Stored dataset items
★ ★ ★ ★ ★ ★ ★

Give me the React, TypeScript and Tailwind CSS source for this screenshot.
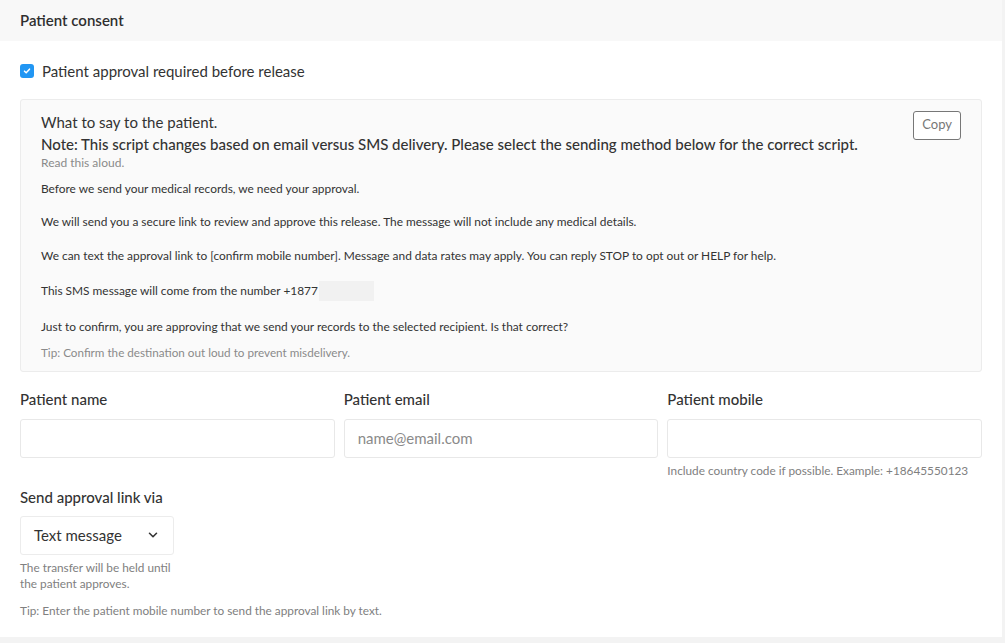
import React from 'react';

const paragraphs = [
  'Before we send your medical records, we need your approval.',
  'We will send you a secure link to review and approve this release. The message will not include any medical details.',
  'We can text the approval link to [confirm mobile number]. Message and data rates may apply. You can reply STOP to opt out or HELP for help.',
];

function Field({ label, placeholder, hint }: { label: string; placeholder?: string; hint?: string }) {
  return (
    <div className="flex flex-col">
      <label className="text-[15px] font-medium text-[#333] leading-5 h-5">{label}</label>
      <input
        placeholder={placeholder}
        className="mt-[10px] h-[39px] w-full rounded-[3px] border border-[#e8e8e8] bg-white px-[13px] text-[15px] text-[#333] placeholder:text-[#8a8a8a] outline-none"
      />
      {hint && <p className="mt-[5px] text-[11.8px] leading-4 text-[#808080]">{hint}</p>}
    </div>
  );
}

export default function App() {
  return (
    <div className="min-h-[643px] bg-[#f3f3f3] font-['Lato','Noto_Sans',sans-serif] text-[#333]">
      <div className="mr-[3px] h-[637px] bg-white">
        <div className="flex h-[41px] items-center bg-[#f8f8f8] px-5">
          <h2 className="text-[15px] font-semibold text-[#2f2f2f]">Patient consent</h2>
        </div>

        <div className="px-5">
          <label className="mt-[19px] flex items-center gap-2">
            <span className="flex h-[14px] w-[14px] items-center justify-center rounded-[3px] bg-[#2196f3]">
              <svg viewBox="0 0 12 12" className="h-[10px] w-[10px]" fill="none" stroke="white" strokeWidth="1.8" strokeLinecap="round" strokeLinejoin="round">
                <path d="M3 6.2l2 2 4-4.4" />
              </svg>
            </span>
            <span className="text-[15px] text-[#333]">Patient approval required before release</span>
          </label>

          <div className="mt-[16px] rounded-[3px] border border-[#ececec] bg-[#fafafa] px-5 pt-[11px] pb-[11px]">
            <div className="flex justify-between">
              <div>
                <p className="text-[15px] leading-[22px] text-[#333]">What to say to the patient.</p>
                <p className="text-[15px] font-medium leading-[22px] text-[#333]">
                  Note: This script changes based on email versus SMS delivery. Please select the sending method below for the correct script.
                </p>
              </div>
              <button className="h-[29px] shrink-0 rounded-[3px] border border-[#777] bg-white px-[8px] text-[13px] text-[#777]">
                Copy
              </button>
            </div>
            <p className="text-[12px] leading-4 text-[#8a8a8a]">Read this aloud.</p>
            <div className="mt-[10px] flex flex-col gap-[17.5px] text-[11.9px] leading-4 text-[#333]">
              {paragraphs.map((p) => (
                <p key={p}>{p}</p>
              ))}
              <p className="flex items-center">
                This SMS message will come from the number +1877
                <span className="ml-px inline-block h-5 w-[55px] bg-[#f1f1f1]" />
              </p>
              <p>Just to confirm, you are approving that we send your records to the selected recipient. Is that correct?</p>
            </div>
            <p className="mt-[9px] text-[11.7px] leading-4 text-[#8a8a8a]">Tip: Confirm the destination out loud to prevent misdelivery.</p>
          </div>

          <div className="mt-[17px] grid grid-cols-3 gap-[9px]">
            <Field label="Patient name" />
            <Field label="Patient email" placeholder="name@email.com" />
            <Field label="Patient mobile" hint="Include country code if possible. Example: +18645550123" />
          </div>

          <div className="mt-[8px]">
            <p className="text-[15px] font-medium leading-5 text-[#333]">Send approval link via</p>
            <button className="mt-[9px] flex h-[39px] w-[154px] items-center justify-between rounded-[3px] border border-[#ececec] bg-white pl-[13px] pr-[13px] text-[15px] text-[#333]">
              Text message
              <svg viewBox="0 0 16 16" className="h-[14px] w-[14px]" fill="none" stroke="#333" strokeWidth="1.8" strokeLinecap="round" strokeLinejoin="round">
                <path d="M4 6l4 4 4-4" />
              </svg>
            </button>
            <p className="mt-[5px] w-[160px] text-[11.8px] leading-4 text-[#808080]">The transfer will be held until the patient approves.</p>
            <p className="mt-[11px] text-[11.8px] leading-4 text-[#808080]">Tip: Enter the patient mobile number to send the approval link by text.</p>
          </div>
        </div>
      </div>
    </div>
  );
}
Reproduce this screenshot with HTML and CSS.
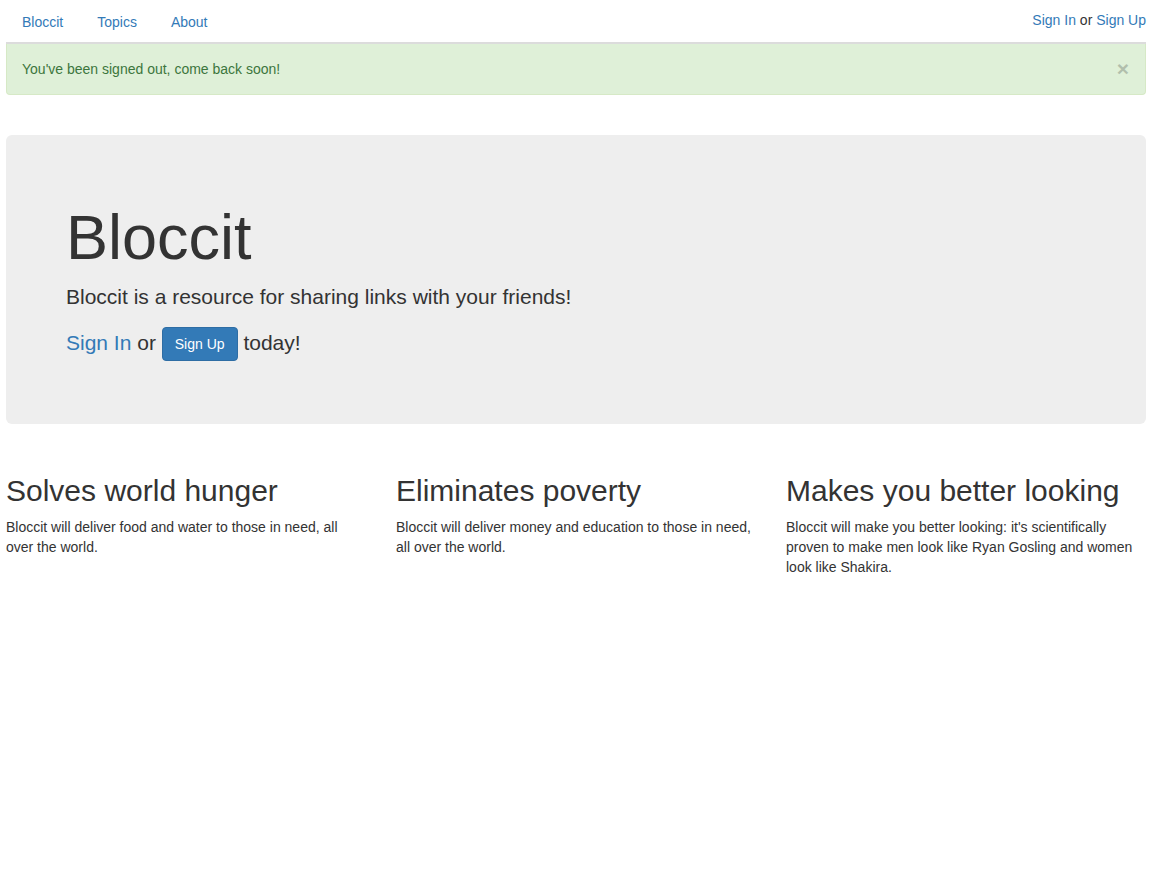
FILE: index.html
```html
<!DOCTYPE html>
<html>
<head>
<meta charset="utf-8">
<link rel="stylesheet" href="styles.css">
<title>Bloccit</title>
</head>
<body>
<div class="container">
  <div class="topbar">
    <ul class="nav">
      <li><a href="#">Bloccit</a></li>
      <li><a href="#">Topics</a></li>
      <li><a href="#">About</a></li>
    </ul>
    <div class="user-info"><a href="#">Sign In</a> or <a href="#">Sign Up</a></div>
  </div>
  <div class="rule"></div>
  <div class="alert">
    <span>You've been signed out, come back soon!</span>
    <button class="close" type="button">&times;</button>
  </div>
  <div class="jumbotron">
    <h1>Bloccit</h1>
    <p>Bloccit is a resource for sharing links with your friends!</p>
    <p><a href="#">Sign In</a> or <a class="btn" href="#">Sign Up</a> today!</p>
  </div>
  <div class="row">
    <div class="col">
      <h2>Solves world hunger</h2>
      <p>Bloccit will deliver food and water to those in need, all over the world.</p>
    </div>
    <div class="col">
      <h2>Eliminates poverty</h2>
      <p>Bloccit will deliver money and education to those in need, all over the world.</p>
    </div>
    <div class="col">
      <h2>Makes you better looking</h2>
      <p>Bloccit will make you better looking: it's scientifically proven to make men look like Ryan Gosling and women look like Shakira.</p>
    </div>
  </div>
</div>
</body>
</html>
```
FILE: styles.css
```css
* { box-sizing: border-box; }
html, body { margin: 0; padding: 0; background: #fff; }
body {
  font-family: "Liberation Sans", Arial, Helvetica, sans-serif;
  font-size: 14px;
  line-height: 1.42857143;
  color: #333;
}
a { color: #337ab7; text-decoration: none; }
.container {
  width: 1140px;
  margin-left: 6px;
}
.topbar {
  display: flex;
  justify-content: space-between;
  align-items: flex-start;
  height: 42px;
}
.nav {
  list-style: none;
  margin: 2px 0 0 1px;
  padding: 0;
  display: flex;
}
.nav li + li { margin-left: 4px; }
.nav a {
  display: block;
  padding: 10px 15px;
  line-height: 20px;
}
.user-info {
  padding-top: 10px;
  line-height: 20px;
}
.rule {
  height: 2px;
  background: #dcdcdc;
}
.alert {
  display: flex;
  justify-content: space-between;
  align-items: center;
  padding: 14px 15px 15px 15px;
  line-height: 20px;
  background: #dff0d8;
  border: 1px solid #d6e9c6;
  border-top: none;
  border-radius: 0 0 4px 4px;
  color: #3c763d;
  margin-bottom: 40px;
}
.close {
  background: none;
  border: 0;
  padding: 0;
  margin-right: 1px;
  font-family: inherit;
  font-size: 21px;
  font-weight: bold;
  line-height: 1;
  color: #000;
  opacity: .2;
  cursor: pointer;
}
.jumbotron {
  background: #eee;
  border-radius: 6px;
  padding: 48px 60px 48px 60px;
  margin-bottom: 30px;
}
.jumbotron h1 {
  font-size: 63px;
  font-weight: 500;
  line-height: 1.1;
  margin: 20px 0 10px;
}
.jumbotron p {
  font-size: 21px;
  font-weight: 200;
  margin: 0 0 15px;
}
.btn {
  display: inline-block;
  padding: 6px 12px;
  font-size: 14px;
  line-height: 20px;
  color: #fff;
  background: #337ab7;
  border: 1px solid #2e6da4;
  border-radius: 4px;
  vertical-align: middle;
}
.row {
  display: flex;
}
.col {
  width: 390px;
  padding-right: 30px;
}
.col:last-child { width: 360px; padding-right: 0; }
.col h2 {
  font-size: 30px;
  font-weight: 500;
  line-height: 1.1;
  margin: 20px 0 10px;
}
.col p { margin: 0 0 10px; }
```
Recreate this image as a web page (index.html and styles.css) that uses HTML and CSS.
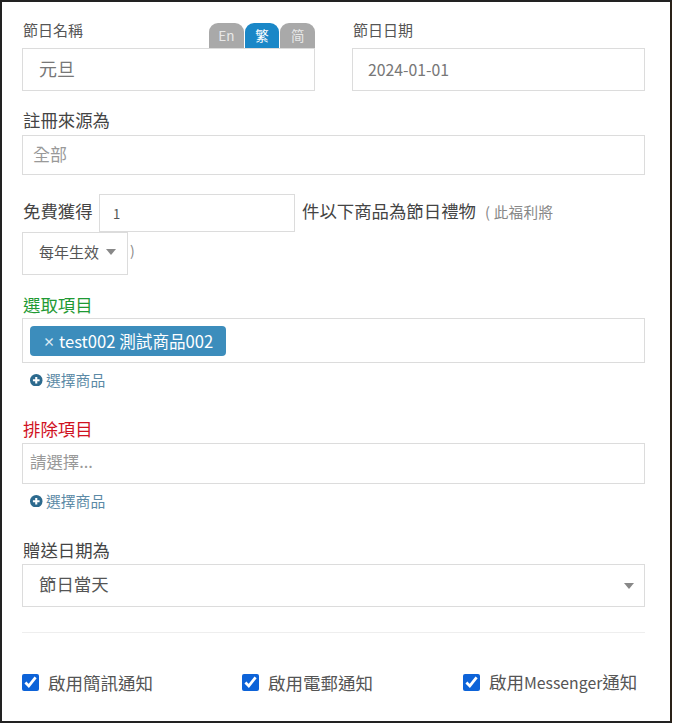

★ ★ ★ ★ ★ ★ ★

TASK TO CARRY OUT
Pick out every line with the string "styles" and copy it.

RESULT FOR THIS TASK
<link rel="stylesheet" href="styles.css">
FILE: styles.css
Recreate this image as a web page (index.html and styles.css) that uses HTML and CSS.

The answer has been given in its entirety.